ABRAZAR LA ADVERSIDAD

Hoy en Instagram vi una ilustración de Lisa Congdon que decía: “Embrace the suck”. En español no existe una traducción literal, pero creo que podríamos armar una frase más o menos como ésta: “Abraza la adversidad”. Ok, abraza la mierda pues. Lo que se siente de la fregada, lo que no queremos ni si quiera voltear a ver para no sentir… muchísimo menos abrazar. Y es que, ¿por qué habríamos de hacerlo?

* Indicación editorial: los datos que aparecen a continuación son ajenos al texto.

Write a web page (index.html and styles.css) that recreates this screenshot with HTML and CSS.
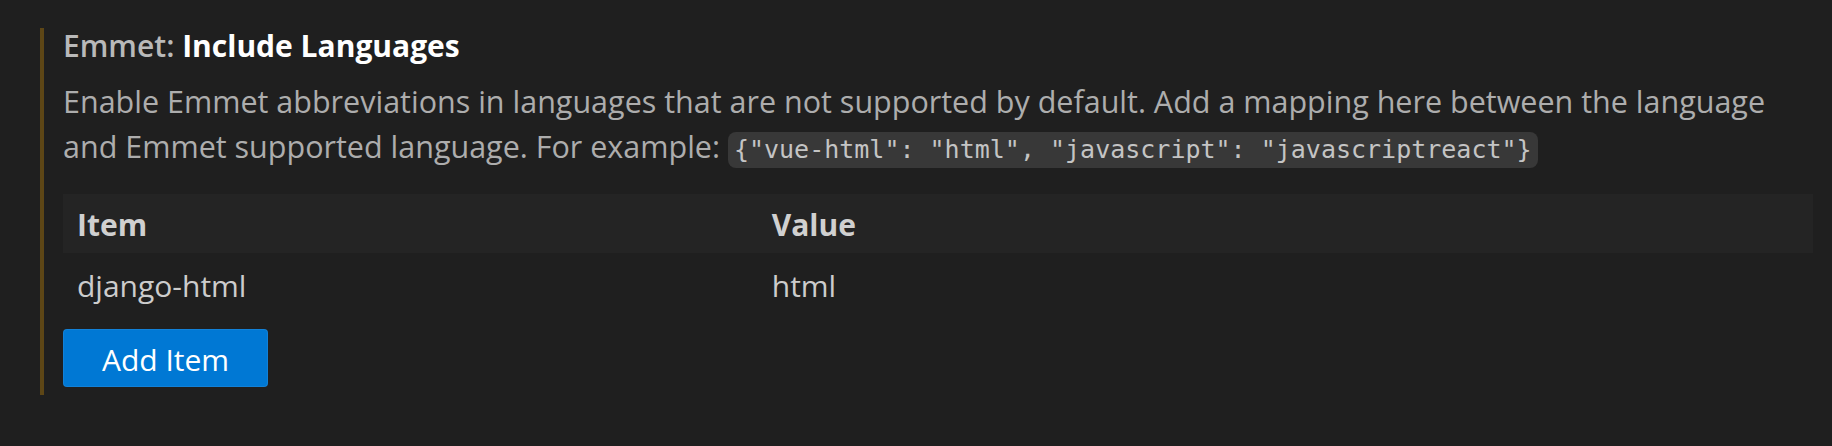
FILE: index.html
```html
<!DOCTYPE html>
<html lang="en">
<head>
<meta charset="utf-8">
<title>Emmet: Include Languages</title>
<link rel="stylesheet" href="styles.css">
</head>
<body>
<div class="setting">
  <div class="title"><span class="category">Emmet: </span><span class="label">Include Languages</span></div>
  <div class="description">Enable Emmet abbreviations in languages that are not supported by default. Add a mapping here between the language and Emmet supported language. For example: <code>{"vue-html": "html", "javascript": "javascriptreact"}</code></div>
  <div class="table">
    <div class="row head">
      <div class="cell">Item</div>
      <div class="cell">Value</div>
    </div>
    <div class="row">
      <div class="cell">django-html</div>
      <div class="cell">html</div>
    </div>
  </div>
  <button class="add">Add Item</button>
</div>
</body>
</html>
```

FILE: styles.css
```css
html, body {
  margin: 0;
  padding: 0;
  background: #1f1f1f;
}

body {
  font-family: "Open Sans", "Noto Sans", sans-serif;
  font-size: 30px;
  color: #cccccc;
  padding: 28px 19px 0 40px;
}

.setting {
  border-left: 4px solid #5d4616;
  padding: 0 0 8px 19px;
}

.title {
  line-height: 36px;
}

.category {
  font-weight: 600;
  color: #b9b9b9;
}

.label {
  font-weight: 700;
  color: #ffffff;
}

.description {
  margin-top: 15px;
  padding-right: 16px;
  font-size: 30.5px;
  line-height: 45px;
  color: #adadad;
}

code {
  font-family: "DejaVu Sans Mono", "Liberation Mono", monospace;
  font-size: 25px;
  line-height: 1;
  color: #c4c4c4;
  background: #383838;
  padding: 3px 6px 4px;
  border-radius: 8px;
}

.table {
  margin-top: 25px;
}

.row {
  display: grid;
  grid-template-columns: 39.7% 1fr;
  padding: 5px 0 0;
  line-height: 56px;
  color: #cccccc;
}

.row.head {
  padding-top: 3px;
  background: #242424;
  font-weight: 700;
  color: #d0d0d0;
}

.cell {
  padding-left: 14px;
}

.add {
  display: block;
  margin-top: 15px;
  width: 205px;
  padding: 3px 0 0;
  line-height: 53px;
  font-family: inherit;
  font-size: 30px;
  color: #ffffff;
  background: #0078d4;
  border: 1px solid rgba(255, 255, 255, 0.07);
  border-radius: 4px;
  text-align: center;
}
```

Enfrentarnos a una situación desagradable atenta contra la tranquilidad que defendemos con uñas y dientes en nuestra zona de confort. A nadie nos gusta sufrir, así que ante la opción de cruzar el fango y salir huyendo, optamos muchas veces por lo último. Más vale que digan “aquí corrió” que “aquí se atascó”. No digo que esto esté mal (cada vez me da más comezón este juicio de lo “bueno” o lo “malo”), a final de cuentas no somos de piedra y es de humanos refugiarnos un rato en lo que sea que nos haga recargar pilas otra vez. 

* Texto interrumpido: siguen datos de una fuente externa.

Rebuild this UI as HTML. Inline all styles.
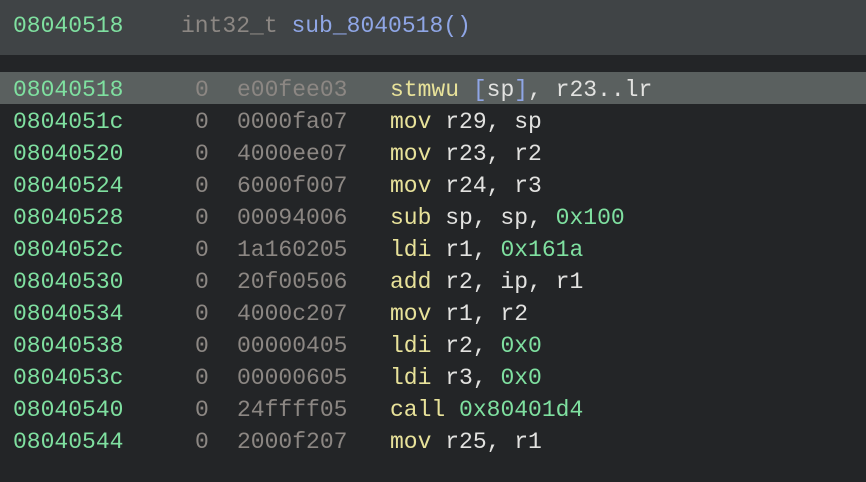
<!DOCTYPE html>
<html><head><meta charset="utf-8"><style>
html,body{margin:0;padding:0;width:866px;height:482px;overflow:hidden;background:#232527;}
body{font-family:"Liberation Mono","DejaVu Sans Mono",monospace;font-size:23px;color:#e2e2e0;}
.hdr{position:absolute;left:0;top:0;width:866px;height:55px;background:#404446;}
.row{position:absolute;left:0;width:866px;height:32px;line-height:32px;white-space:pre;}
.hl{background:#5a605f;}
span{position:absolute;top:2px;}
.a{left:13px;color:#7fe0a0;}
.z{left:195px;color:#8c8783;}
.b{left:237px;color:#8c8783;}
.m{left:390px;}
.y{color:#e8e29a;}
.g{color:#7fe0a0;}
.bl{color:#8fa6e6;}
.t{color:#8c8783;}
i,b{font-style:normal;font-weight:normal;}
</style></head><body>
<div class="hdr"><div class="row" style="top:8px"><span class="a">08040518</span><span style="left:181px"><i class="t">int32_t</i> <i class="bl">sub_8040518()</i></span></div></div>
<div class="row hl" style="top:72px"><span class="a">08040518</span><span class="z">0</span><span class="b">e00fee03</span><span class="m"><i class="y">stmwu</i> <i class="bl">[</i>sp<i class="bl">]</i>, r23..lr</span></div>
<div class="row" style="top:104px"><span class="a">0804051c</span><span class="z">0</span><span class="b">0000fa07</span><span class="m"><b class="y">mov</b> r29, sp</span></div>
<div class="row" style="top:136px"><span class="a">08040520</span><span class="z">0</span><span class="b">4000ee07</span><span class="m"><b class="y">mov</b> r23, r2</span></div>
<div class="row" style="top:168px"><span class="a">08040524</span><span class="z">0</span><span class="b">6000f007</span><span class="m"><b class="y">mov</b> r24, r3</span></div>
<div class="row" style="top:200px"><span class="a">08040528</span><span class="z">0</span><span class="b">00094006</span><span class="m"><b class="y">sub</b> sp, sp, <b class="g">0x100</b></span></div>
<div class="row" style="top:232px"><span class="a">0804052c</span><span class="z">0</span><span class="b">1a160205</span><span class="m"><b class="y">ldi</b> r1, <b class="g">0x161a</b></span></div>
<div class="row" style="top:264px"><span class="a">08040530</span><span class="z">0</span><span class="b">20f00506</span><span class="m"><b class="y">add</b> r2, ip, r1</span></div>
<div class="row" style="top:296px"><span class="a">08040534</span><span class="z">0</span><span class="b">4000c207</span><span class="m"><b class="y">mov</b> r1, r2</span></div>
<div class="row" style="top:328px"><span class="a">08040538</span><span class="z">0</span><span class="b">00000405</span><span class="m"><b class="y">ldi</b> r2, <b class="g">0x0</b></span></div>
<div class="row" style="top:360px"><span class="a">0804053c</span><span class="z">0</span><span class="b">00000605</span><span class="m"><b class="y">ldi</b> r3, <b class="g">0x0</b></span></div>
<div class="row" style="top:392px"><span class="a">08040540</span><span class="z">0</span><span class="b">24ffff05</span><span class="m"><b class="y">call</b> <b class="g">0x80401d4</b></span></div>
<div class="row" style="top:424px"><span class="a">08040544</span><span class="z">0</span><span class="b">2000f207</span><span class="m"><b class="y">mov</b> r25, r1</span></div>
</body></html>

Lo que creo es que el crecimiento no está en el refugio, sino en el lodo. Abrazando esos momentos de frustración porque las cosas no son como deseamos es como nos damos cuenta de nuestras fortalezas y del potencial que a veces permanece dormido por no tener material para trabajar. “Embrace the suck” me suena a que lejos de esforzarme porque las cosas siempre marchen de maravilla me conceda la oportunidad de rendirme ante esta realidad que creo que no seré capaz de soportar. Si me relajo un poco y observo la situación sin esforzarme tanto por querer cambiarla, pueda quizá ver lo que está más allá de la tormenta: la piedra preciosa que significa crecer un poco más. 

Te comparto lo que me sirve a mí para abrazar la adversidad. Ojo, no lo que hago para sentirme mejor (comerme un helado, leer un libro o salir a dar un paseo). Me refiero a eso que me ayuda cuando estoy decidida a cruzar el fango y a sentir de una vez por todas el sufrimiento para poder liberarlo. 


1. Recordar la forma en que salí adelante de otros momentos de sufrimiento en el pasado. 

2. Dejar de preguntarme “¿por qué?” y empezar a pensar en el “¿para qué?”. 

3. Escribir, escribir, escribir y… ajá, volver a escribir. 

4. Llorar, llorar, llorar y… ajá, volver a llorar. 

5. Poner atención a lo que me está robando mi paz: ¿siento que perdí algo? ¿siento que hay alguna injusticia? Y luego… 

6. Pensar si puedo hacer algo al respecto. Si sí, armarme de un plan. Si no, soltárselo a Dios, al Universo, a la Energía Divina. 

7. Repetirme cada vez que pueda la famosísima y nunca bien ponderara frase: “Esto también pasará”.